The Issue
This week I was on call and on Saturday discovered a production issue where several of the orders in our system were stuck in the first microservice within the flow. This typically happens when we fail to enrich an order with the data it needs (product data and customer information) before sending it to the next service that handles picking operations. To assist me, I was using an in-house tool built by another engineer using AI that analyzes application logs in Elastic using AI models. I was then having to manually copy/paste the output from that analysis into Copilot CLI session that was looking at our codebase. I had it create an integration test to capture what we thought was the issue in prod, and verified that the test failed with existing code, but passed after implementing the code fix. The fix was to the reprocessing job that would attempt to reprocess the “stuck” orders.
I had faith that the fix would work, and deployed the hotfix to prod. When the reprocessing job ran, however, the status of the orders remained as “ACCEPTED” (stuck) in the DB of the first service. After some time, I decided to look at the Kafka topic where we publish the orders from this first service along to the pick service, and found that we had indeed been publishing the events every time the reprocessing job ran, even prior to the hotfix.
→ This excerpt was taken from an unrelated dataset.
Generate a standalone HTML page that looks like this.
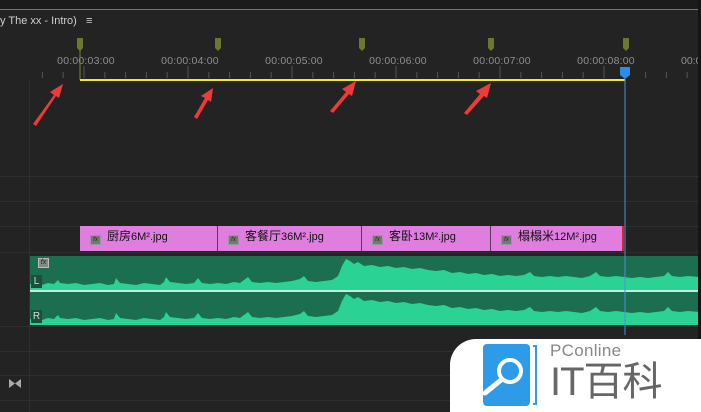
<!DOCTYPE html>
<html><head><meta charset="utf-8"><style>
*{margin:0;padding:0;box-sizing:border-box}
body{width:701px;height:412px;background:#232323;position:relative;overflow:hidden;font-family:"Liberation Sans","Noto Sans CJK SC",sans-serif}
.a{position:absolute}
.hl{position:absolute;left:0;width:698px;height:1px;background:#2f2f2f}
.t{position:absolute;top:55px;font-size:10.5px;color:#8f8f8f;width:80px;text-align:center;letter-spacing:0.2px}
.clip{position:absolute;top:226px;height:25px;background:#e07ee0;border-right:1px solid #5a3a5a;font-size:12px;color:#111;line-height:20px;white-space:nowrap}
.fx{display:inline-block;width:11px;height:10px;background:#777;border:1px solid #999;margin:0 6px 0 10px;vertical-align:-1px;font-size:6px;color:#222;font-style:italic;text-align:center;line-height:8px}
.cl{font-size:11px}
</style></head><body>
<div class="a" style="left:0;top:0;width:701px;height:9px;background:#1b1b1b"></div>
<div class="a" style="left:0;top:9px;width:698px;height:1px;background:#3b80c8"></div>
<div class="a" style="left:0;top:15px;font-size:11px;color:#cfcfcf">y The xx - Intro)&nbsp;&nbsp;&nbsp;≡</div>

<div class="t" style="left:46px">00:00:03:00</div>
<div class="t" style="left:150px">00:00:04:00</div>
<div class="t" style="left:254px">00:00:05:00</div>
<div class="t" style="left:358px">00:00:06:00</div>
<div class="t" style="left:462px">00:00:07:00</div>
<div class="t" style="left:566px">00:00:08:00</div>
<div class="a" style="left:681px;top:55px;width:17px;overflow:hidden;white-space:nowrap;font-size:10.5px;color:#8f8f8f">00:00:09:00</div>

<svg class="a" style="left:0;top:0" width="698" height="100">
<g stroke="#555" stroke-width="1">
<path d="M42.4 72V78M63.2 72V78M84 66V78M104.8 72V78M125.6 72V78M146.4 72V78M167.2 72V78M188 66V78M208.8 72V78M229.6 72V78M250.4 72V78M271.2 72V78M292 66V78M312.8 72V78M333.6 72V78M354.4 72V78M375.2 72V78M396 66V78M416.8 72V78M437.6 72V78M458.4 72V78M479.2 72V78M500 66V78M520.8 72V78M541.6 72V78M562.4 72V78M583.2 72V78M604 66V78M645.6 72V78M666.4 72V78M687.2 72V78"/>
</g>
<g fill="#6a7a2c">
<path d="M77 38H83V48L80 51L77 48Z"/><path d="M215 38H221V48L218 51L215 48Z"/><path d="M359 38H365V48L362 51L359 48Z"/><path d="M488 38H494V48L491 51L488 48Z"/><path d="M623 38H629V48L626 51L623 48Z"/>
</g>
<line x1="80" y1="50" x2="80" y2="80" stroke="#7a8a3a"/>
<rect x="80" y="79" width="545" height="2" fill="#f2ec1c"/>
</svg>

<div class="a" style="left:29px;top:80px;width:1px;height:332px;background:#2f2f2f"></div>
<div class="hl" style="top:176px"></div>
<div class="hl" style="top:201px"></div>
<div class="hl" style="top:226px"></div>
<div class="hl" style="top:252px"></div>
<div class="hl" style="top:326px"></div>
<div class="hl" style="top:351px"></div>
<div class="hl" style="top:375px"></div>
<div class="hl" style="top:400px"></div>

<div class="clip" style="left:80px;width:138px"><span class="fx">fx</span>厨房<span class="cl">6M².jpg</span></div>
<div class="clip" style="left:218px;width:144px"><span class="fx">fx</span>客餐厅<span class="cl">36M².jpg</span></div>
<div class="clip" style="left:362px;width:129px"><span class="fx">fx</span>客卧<span class="cl">13M².jpg</span></div>
<div class="clip" style="left:491px;width:133px;border-right:2px solid #e02020"><span class="fx">fx</span>榻榻米<span class="cl">12M².jpg</span></div>

<svg class="a" style="left:0;top:0" width="698" height="412">
<defs>
<path id="w" d="M30 290 L30 284 L36 283 L42 285 L48 283 L54 284 L58 280 L60 283 L68 284 L76 283 L84 285 L92 284 L100 283 L108 285 L114 284 L116 278 L120 283 L128 284 L136 285 L144 283 L152 284 L160 285 L164 282 L166 277 L170 282 L178 283 L186 284 L194 283 L198 278 L202 283 L210 284 L218 283 L226 284 L234 282 L240 283 L248 277 L252 282 L260 283 L268 282 L276 283 L284 282 L292 281 L300 279 L304 276 L308 281 L316 282 L324 281 L332 280 L338 276 L342 266 L346 259 L350 261 L354 264 L358 262 L364 266 L372 265 L380 267 L388 266 L396 268 L404 267 L412 269 L420 268 L428 270 L436 271 L444 270 L452 273 L460 272 L468 274 L476 273 L484 275 L492 274 L500 276 L508 275 L516 276 L524 275 L530 272 L534 276 L542 277 L550 276 L558 277 L566 276 L574 277 L582 278 L590 276 L596 272 L600 276 L608 277 L616 276 L624 277 L632 278 L640 277 L648 278 L656 277 L664 276 L668 272 L672 276 L680 277 L688 276 L700 277 L700 290Z"/>
</defs>
<rect x="30" y="256" width="670" height="34" fill="#1c6e50"/>
<use href="#w" fill="#2ad394"/>
<rect x="30" y="290" width="670" height="2" fill="#cfe8dd"/>
<rect x="30" y="292" width="670" height="33" fill="#1c6e50"/>
<use href="#w" fill="#2ad394" transform="translate(0,35)"/>
</svg>
<div class="a" style="left:38px;top:258px;width:11px;height:10px;background:#888;border:1px solid #bbb;font-size:7px;font-style:italic;color:#222;text-align:center;line-height:8px">fx</div>
<div class="a" style="left:31px;top:275px;width:11px;height:13px;background:#1a4f3c;color:#ddd;font-size:10px;text-align:center;line-height:13px">L</div>
<div class="a" style="left:31px;top:310px;width:11px;height:13px;background:#1a4f3c;color:#ddd;font-size:10px;text-align:center;line-height:13px">R</div>

<svg class="a" style="left:8px;top:378px" width="14" height="11"><path d="M1 1 L7 5.5 L1 10Z M13 1 L7 5.5 L13 10Z" fill="#aaa"/></svg>

<svg class="a" style="left:0;top:0" width="698" height="412">
<line x1="625" y1="70" x2="625" y2="335" stroke="#4a90d9" stroke-width="1"/>
<path d="M620 67 H630 V75 L625 79 L620 75Z" fill="#2f8be8"/>
<g fill="#f03a3a">
<path d="M33 124 L54 95 L50 92 L63 84 L59 98 L56 96 L36 126Z"/>
<path d="M194 117 L205 98 L201 96 L213 88 L211 102 L208 100 L197 119Z"/>
<path d="M330 111 L346 92 L342 89 L356 81 L352 96 L349 94 L333 113Z"/>
<path d="M464 113 L480 94 L476 91 L491 83 L487 98 L484 96 L467 115Z"/>
</g>
</svg>

<div class="a" style="left:450px;top:339px;width:251px;height:73px;background:#fff;border-top-left-radius:26px"></div>
<div class="a" style="left:698px;top:0;width:3px;height:339px;background:#151515"></div>
<svg class="a" style="left:480px;top:342px" width="62" height="66">
<rect x="3" y="2" width="47" height="62" rx="4" fill="#2d9be8"/>
<path d="M53 4 h3 v58 h-3" fill="none" stroke="#2d9be8" stroke-width="2"/>
<circle cx="30" cy="29" r="11" fill="none" stroke="#fff" stroke-width="4"/>
<line x1="21" y1="38" x2="5" y2="51" stroke="#fff" stroke-width="5" stroke-linecap="round"/>
</svg>
<div class="a" style="left:550px;top:341px;font-size:17px;color:#888;letter-spacing:0.3px">PConline</div>
<div class="a" style="left:550px;top:358px;font-size:40px;line-height:48px;color:#666;letter-spacing:-1px;white-space:nowrap">IT百科</div>
</body></html>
This is when I finally decided to look at the logs for the pick service, and found that the consumer had been throwing duplicate key violation errors when trying to insert into the DB. When this happens, we never publish the READY_TO_PICK events back to the first service, and that DB will show the orders remaining in ACCEPTED status.
Going back to using the AI log analysis tool, I was able to have it quickly extract all the primary key values from the error messages into a CSV so I could then manually research them in the DB and make the correct adjustments to resolve the issue.
Lessons Learned
As with any microservices architecture, it’s crucial to never get tunnel vision when triaging an issue. Now with the use of AI, it’s tempting to just point it to the first error messages you see and have it research and implement a fix.
Opportunities for deeper AI use:
- Have the log analysis tool be able to tie directly into our codebase for more powerful root cause analysis, and total bug resolution in the code
- Start using the Kafka MCP server that I created a few weeks ago to help out with issue triage. This needs more testing/enhancement to make sure it won’t use too many tokens when consuming messages
- Figure out the best way to allow Copilot to query the DBs during issue triage
- The biggest opportunity of improvement is figuring out how to use Copilot to tie all of this together during production issue analysis. It should be able to look at the logs of all microservices in our system, all of their DBs, and all of the Kafka topics. On top of that, if it’s able to look at the codebases of all these services, it should then be able to properly determine root cause and suggest a fix.